DIRECTIONS FOR THIS TASK> Exclude images, then output the remaining data verbatim.
━━━━━ SOURCE EXCERPT ━━━━━
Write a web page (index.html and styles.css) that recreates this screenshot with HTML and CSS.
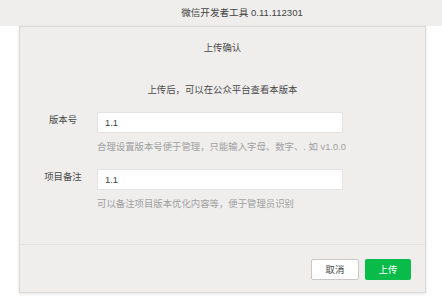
FILE: index.html
```html
<!DOCTYPE html>
<html lang="zh">
<head>
<meta charset="utf-8">
<link rel="stylesheet" href="styles.css">
</head>
<body>
<div class="topbar">微信开发者工具 0.11.112301</div>
<div class="dialog">
  <div class="body">
    <div class="title">上传确认</div>
    <div class="subtitle">上传后，可以在公众平台查看本版本</div>
    <div class="row">
      <div class="label">版本号</div>
      <div class="field">
        <div class="input">1.1</div>
        <div class="hint">合理设置版本号便于管理，只能输入字母、数字、. 如 v1.0.0</div>
      </div>
    </div>
    <div class="row">
      <div class="label">项目备注</div>
      <div class="field">
        <div class="input">1.1</div>
        <div class="hint">可以备注项目版本优化内容等，便于管理员识别</div>
      </div>
    </div>
  </div>
  <div class="footer">
    <div class="btn cancel">取消</div>
    <div class="btn primary">上传</div>
  </div>
</div>
</body>
</html>
```

FILE: styles.css
```css
html, body {
  margin: 0;
  padding: 0;
  background: #ffffff;
}
body {
  width: 442px;
  height: 300px;
  overflow: hidden;
  font-family: "Liberation Sans", "Noto Sans CJK SC", sans-serif;
  font-size: 9.4px;
  color: #4a4a4a;
}
.topbar {
  height: 26px;
  line-height: 26px;
  background: #efeeed;
  text-align: center;
  padding-left: 42px;
  color: #444;
  font-size: 9.6px;
}
.dialog {
  margin-left: 19px;
  width: 405px;
  height: 265px;
  border: 1px solid #d9d9d9;
  background: #efeeed;
  box-shadow: 0 1px 3px rgba(0, 0, 0, 0.12);
  display: flex;
  flex-direction: column;
}
.body {
  flex: 1;
  padding: 14px 9px 0 9px;
  border-bottom: 1px solid #e2e1e0;
}
.title {
  text-align: center;
  line-height: 14px;
}
.subtitle {
  text-align: center;
  line-height: 14px;
  margin-top: 28px;
}
.row {
  display: flex;
  margin-top: 15px;
}
.label {
  width: 68px;
  text-align: center;
  line-height: 14px;
  padding-top: 1px;
}
.field {
  display: flex;
  flex-direction: column;
}
.input {
  width: 234px;
  height: 19px;
  line-height: 19px;
  padding: 0 3px 0 7px;
  background: #ffffff;
  border: 1px solid #e3e3e3;
  color: #444;
}
.hint {
  margin-top: 7px;
  line-height: 14px;
  color: #a0a0a0;
}
.footer {
  height: 47px;
  display: flex;
  justify-content: flex-end;
  align-items: flex-start;
  padding: 14px 14px 0 0;
  box-sizing: border-box;
  gap: 6px;
}
.btn {
  height: 21px;
  line-height: 21px;
  text-align: center;
  box-sizing: border-box;
  border-radius: 2px;
}
.cancel {
  width: 48px;
  background: #ffffff;
  border: 1px solid #c8c8c8;
  line-height: 19px;
  color: #444;
}
.primary {
  width: 46px;
  background: #09bb49;
  color: #ffffff;
}
```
━━━━━
WORKED ANSWER>
Write a web page (index.html and styles.css) that recreates this screenshot with HTML and CSS.
FILE: index.html
```html
<!DOCTYPE html>
<html lang="zh">
<head>
<meta charset="utf-8">
<link rel="stylesheet" href="styles.css">
</head>
<body>
<div class="topbar">微信开发者工具 0.11.112301</div>
<div class="dialog">
  <div class="body">
    <div class="title">上传确认</div>
    <div class="subtitle">上传后，可以在公众平台查看本版本</div>
    <div class="row">
      <div class="label">版本号</div>
      <div class="field">
        <div class="input">1.1</div>
        <div class="hint">合理设置版本号便于管理，只能输入字母、数字、. 如 v1.0.0</div>
      </div>
    </div>
    <div class="row">
      <div class="label">项目备注</div>
      <div class="field">
        <div class="input">1.1</div>
        <div class="hint">可以备注项目版本优化内容等，便于管理员识别</div>
      </div>
    </div>
  </div>
  <div class="footer">
    <div class="btn cancel">取消</div>
    <div class="btn primary">上传</div>
  </div>
</div>
</body>
</html>
```

FILE: styles.css
```css
html, body {
  margin: 0;
  padding: 0;
  background: #ffffff;
}
body {
  width: 442px;
  height: 300px;
  overflow: hidden;
  font-family: "Liberation Sans", "Noto Sans CJK SC", sans-serif;
  font-size: 9.4px;
  color: #4a4a4a;
}
.topbar {
  height: 26px;
  line-height: 26px;
  background: #efeeed;
  text-align: center;
  padding-left: 42px;
  color: #444;
  font-size: 9.6px;
}
.dialog {
  margin-left: 19px;
  width: 405px;
  height: 265px;
  border: 1px solid #d9d9d9;
  background: #efeeed;
  box-shadow: 0 1px 3px rgba(0, 0, 0, 0.12);
  display: flex;
  flex-direction: column;
}
.body {
  flex: 1;
  padding: 14px 9px 0 9px;
  border-bottom: 1px solid #e2e1e0;
}
.title {
  text-align: center;
  line-height: 14px;
}
.subtitle {
  text-align: center;
  line-height: 14px;
  margin-top: 28px;
}
.row {
  display: flex;
  margin-top: 15px;
}
.label {
  width: 68px;
  text-align: center;
  line-height: 14px;
  padding-top: 1px;
}
.field {
  display: flex;
  flex-direction: column;
}
.input {
  width: 234px;
  height: 19px;
  line-height: 19px;
  padding: 0 3px 0 7px;
  background: #ffffff;
  border: 1px solid #e3e3e3;
  color: #444;
}
.hint {
  margin-top: 7px;
  line-height: 14px;
  color: #a0a0a0;
}
.footer {
  height: 47px;
  display: flex;
  justify-content: flex-end;
  align-items: flex-start;
  padding: 14px 14px 0 0;
  box-sizing: border-box;
  gap: 6px;
}
.btn {
  height: 21px;
  line-height: 21px;
  text-align: center;
  box-sizing: border-box;
  border-radius: 2px;
}
.cancel {
  width: 48px;
  background: #ffffff;
  border: 1px solid #c8c8c8;
  line-height: 19px;
  color: #444;
}
.primary {
  width: 46px;
  background: #09bb49;
  color: #ffffff;
}
```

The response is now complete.